Home show visitors can expect to see the usual trappings: Appliances. Hot tubs. Furnaces. Beds. Roofs. Floors.
“There will be a number of my longtime exhibitors,” Ashe said. “You still need the key elements, the bread and butter — the remodelers, contractors, roofers, landscapers. Those kinds of guys.”
Most of the show’s keynote speakers are WSU master gardeners on topics such as pollinator gardening, tool sharpening, vegetable gardening and mole management.
There also will be free wine and beer tastings daily.
The vintage market gives people a chance to do some spring shopping.
“People can buy stuff right there that is fun and different,” Sigler said. “There will be thousands of items and a lot of garden things — furniture, statues, iron gazebos. Two dollar items to $1,200 patio sets.”
She’s bringing that eight-piece wrought iron set, complete with chaise lounges. “Delivery available,” she said.
Sigler, 51, has been a vendor for 18 years, after getting hooked at a young age.
“From the time I was little kid, my parents dragged me to every antique store they could,” she said. “I love every piece of furniture. Anything pretty. My mom was from Germany, and my dad worked for the airlines and we got to travel for free. My summers were spent in Germany going to castles and museums.”
She has set up shop temporarily at 3rd Street Marketplace in Marysville. She hopes to reopen her Home Inspirations store in Smokey Point this summer with about 40 vendors, including many that were at her Everett shop.
So keep looking if you don’t find that perfect tassel at the home show.
If you go
The Everett Home & Garden Show is March 9, 10 and 11, Angel of the Winds Arena, 2000 Hewitt Ave., Everett.
Show hours are noon to 6 p.m. Friday; 10 a.m. to 6 p.m. Saturday and 10 a.m. to 5 p.m. Sunday.
Wine and beer tastings are 4 to 5 p.m. Friday and Saturday; and 3 to 4 p.m. Sunday.
Tickets are $7 for adults, $6.50 for seniors. Ages 16 and under get in free.
Beat the clock by coming early on Sunday. To celebrate Daylight Saving Time, admission is free between 10 and 11 a.m.
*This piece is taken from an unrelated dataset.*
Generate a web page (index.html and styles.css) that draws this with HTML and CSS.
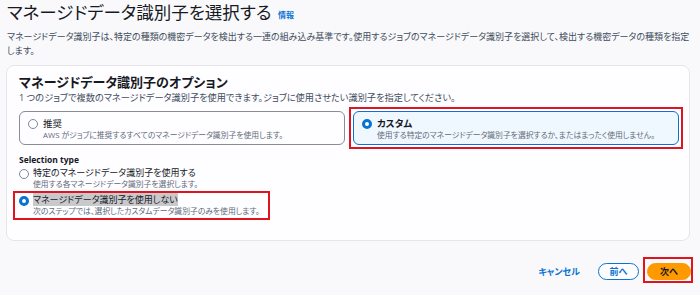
FILE: index.html
```html
<!DOCTYPE html>
<html lang="ja">
<head>
<meta charset="utf-8">
<link rel="stylesheet" href="styles.css">
</head>
<body>
<div class="page">
  <header class="head">
    <h1 class="title">マネージドデータ識別子を選択する <a class="info">情報</a></h1>
    <p class="desc">マネージドデータ識別子は、特定の種類の機密データを検出する一連の組み込み基準です。使用するジョブのマネージドデータ識別子を選択して、検出する機密データの種類を指定します。</p>
  </header>

  <section class="card">
    <h2 class="card-title">マネージドデータ識別子のオプション</h2>
    <p class="card-sub">1 つのジョブで複数のマネージドデータ識別子を使用できます。ジョブに使用させたい識別子を指定してください。</p>

    <div class="tiles">
      <div class="tile">
        <span class="radio"></span>
        <div class="tile-text">
          <div class="tile-label">推奨</div>
          <div class="tile-desc">AWS がジョブに推奨するすべてのマネージドデータ識別子を使用します。</div>
        </div>
      </div>
      <div class="tile tile-on marked">
        <span class="radio radio-on"></span>
        <div class="tile-text">
          <div class="tile-label bold">カスタム</div>
          <div class="tile-desc">使用する特定のマネージドデータ識別子を選択するか、またはまったく使用しません。</div>
        </div>
      </div>
    </div>

    <div class="sel-title">Selection type</div>
    <div class="options">
      <div class="option">
        <span class="radio"></span>
        <div>
          <div class="opt-label">特定のマネージドデータ識別子を使用する</div>
          <div class="opt-desc">使用する各マネージドデータ識別子を選択します。</div>
        </div>
      </div>
      <div class="option marked-opt">
        <span class="radio radio-on"></span>
        <div>
          <div class="opt-label"><span class="selected-text">マネージドデータ識別子を使用しない</span></div>
          <div class="opt-desc">次のステップでは、選択したカスタムデータ識別子のみを使用します。</div>
        </div>
      </div>
    </div>
  </section>

  <footer class="actions">
    <a class="cancel">キャンセル</a>
    <button class="btn btn-outline">前へ</button>
    <button class="btn btn-primary marked-btn">次へ</button>
  </footer>
</div>
</body>
</html>
```

FILE: styles.css
```css
* { box-sizing: border-box; }
html, body { margin: 0; padding: 0; }
body {
  background: #f9f9fb;
  color: #16191f;
  font-family: "Open Sans", "Noto Sans CJK JP", sans-serif;
  font-feature-settings: "palt";
  width: 700px;
  height: 295px;
  overflow: hidden;
}
.head { padding: 0 7px; }
.title {
  margin: 0;
  font-size: 17.5px;
  line-height: 25px;
  font-weight: 400;
}
.info {
  font-size: 8px;
  font-weight: 700;
  color: #0972d3;
  vertical-align: 1px;
  margin-left: 2px;
}
.desc {
  margin: 3px 0 0;
  font-size: 9px;
  line-height: 14px;
  color: #414d5c;
}
.card {
  margin: 7px 10px 0 6px;
  background: #fefdff;
  border: 1px solid #e6e6ea;
  border-radius: 8px;
  padding: 7px 10px 18px 12px;
  height: 176px;
}
.card-title {
  margin: 0;
  font-size: 13px;
  line-height: 18px;
  font-weight: 700;
}
.card-sub {
  margin: 0;
  font-size: 9.2px;
  line-height: 13px;
  color: #414d5c;
}
.tiles {
  display: grid;
  grid-template-columns: 1fr 1fr;
  gap: 8px;
  margin-top: 7px;
}
.tile {
  position: relative;
  display: flex;
  align-items: flex-start;
  gap: 5px;
  border: 1px solid #8c8c94;
  border-radius: 6px;
  padding: 5px 8px 4px;
  height: 34px;
  background: #fefdff;
}
.tile-on {
  border-color: #0972d3;
  background: #f0f8ff;
  border-width: 1.5px;
}
.marked::after {
  content: "";
  position: absolute;
  inset: -5px;
  border: 2px solid #e0141e;
  pointer-events: none;
}
.radio {
  flex: none;
  width: 10px;
  height: 10px;
  border-radius: 50%;
  border: 1px solid #7d8998;
  background: #fff;
  margin-top: 2px;
}
.radio-on {
  border: 3px solid #0972d3;
}
.tile-label {
  font-size: 9.5px;
  line-height: 13px;
}
.bold { font-weight: 700; }
.tile-desc {
  font-size: 7.8px;
  line-height: 11px;
  color: #5f6b7a;
}
.sel-title {
  margin-top: 9px;
  font-size: 8.5px;
  line-height: 12px;
  font-weight: 700;
}
.options {
  display: flex;
  flex-direction: column;
  align-items: flex-start;
  gap: 4px;
  margin-top: 1px;
}
.option {
  position: relative;
  display: flex;
  align-items: flex-start;
  gap: 4px;
}
.option .radio { margin-top: 1.5px; }
.opt-label {
  font-size: 9px;
  line-height: 12px;
}
.opt-desc {
  font-size: 7.8px;
  line-height: 11px;
  color: #5f6b7a;
}
.marked-opt::after {
  content: "";
  position: absolute;
  top: -3px;
  bottom: -3px;
  left: -6px;
  right: -10px;
  border: 2px solid #e0141e;
  pointer-events: none;
}
.selected-text {
  background: #c9c9cc;
}
.actions {
  display: flex;
  justify-content: flex-end;
  align-items: center;
  gap: 8px;
  margin-top: 22px;
  padding-right: 9px;
}
.cancel {
  font-size: 9px;
  font-weight: 700;
  color: #0972d3;
  margin-right: 10px;
}
.btn {
  font-family: inherit;
  font-feature-settings: "palt";
  font-size: 9px;
  font-weight: 700;
  height: 17px;
  border-radius: 9px;
  padding: 0 10px;
  line-height: 13px;
}
.btn-outline {
  width: 41px;
  background: #fefdff;
  color: #0972d3;
  border: 1.5px solid #0972d3;
}
.btn-primary {
  position: relative;
  width: 44px;
  background: #ff9900;
  color: #0f141a;
  border: 1px solid #ff9900;
}
.marked-btn::after {
  content: "";
  position: absolute;
  top: -7px;
  bottom: -4px;
  left: -5px;
  right: -3px;
  border: 2px solid #e0141e;
  pointer-events: none;
}
```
Sunday only.
More at www.everetthomegardenshow.com.
Friday, March 9
1 p.m. “Pollinator Gardening”
Dave Hofeditz, master gardener, talks about how pollinator gardening can help the environment and how you can create and maintain a pollinator garden.
2 p.m. “Let’s Talk Pruning”
Bring your questions to Steve Smith, owner of Sunnyside Nursery, known as the Whistling Gardener, as he shares his insights about how to simplify pruning and make it understandable.
3 p.m. “Tool Sharpening and Care”
Dave Whitesell, master gardener, shares some basic sharpening and maintenance techniques to make your hand tools work better and last longer.
Saturday, March 10
11 a.m. “Understanding Current Solar Incentives”
Blake Birrell, Forecast Solar, talks about the solar array that is paid for by state incentives and federal tax benefits.
Noon “Vegetable Gardening”
Martha Clatterbaugh, master gardener, talks about starting a garden and techniques that will keep it growing up to a great harvest.
1 p.m. “Solatube Versus Traditional Box Skylights”
Dawn McMillion demonstrates how to brighten rooms more evenly and effectively, providing consistent light.
2 p.m. “Creating Year-Round Interest”
Everyone wants their gardens to look interesting all season long. Steve Smith will take you through 12 months of plants.
3 p.m. “Mole Management: An Underground Movement”
Sheryl Kelly, master gardener, shares legal ways of evicting that mole, which may or may not work for your particular soft-pelted intruder.
Sunday, March 11
11 a.m. “Indoor Seed Starting”
Jerelyn Resnick, master gardener, tells how to start seeds indoors and the supplies you’ll need plus how to use light, humidity and temperature for more success.
Noon “What’s New for 2018”
Steve Smith tells about 32 new introductions for gardens that will add more pop and sizzle without more maintenance.
1 p.m. “Understanding Current Solar Incentives”
Blake Birrell, Forecast Solar, talks about solar array that is paid for by state incentives and federal tax benefits.
2 p.m. “Follow that Slime! Management of Slugs and Snails”
Sheila McKinnon, master gardener, shares some interesting facts about slugs and snails, the bane of every gardener. Our frequent cool, damp conditions make the Northwest heaven for these creatures. Learn strategies for managing them without making yourself crazy.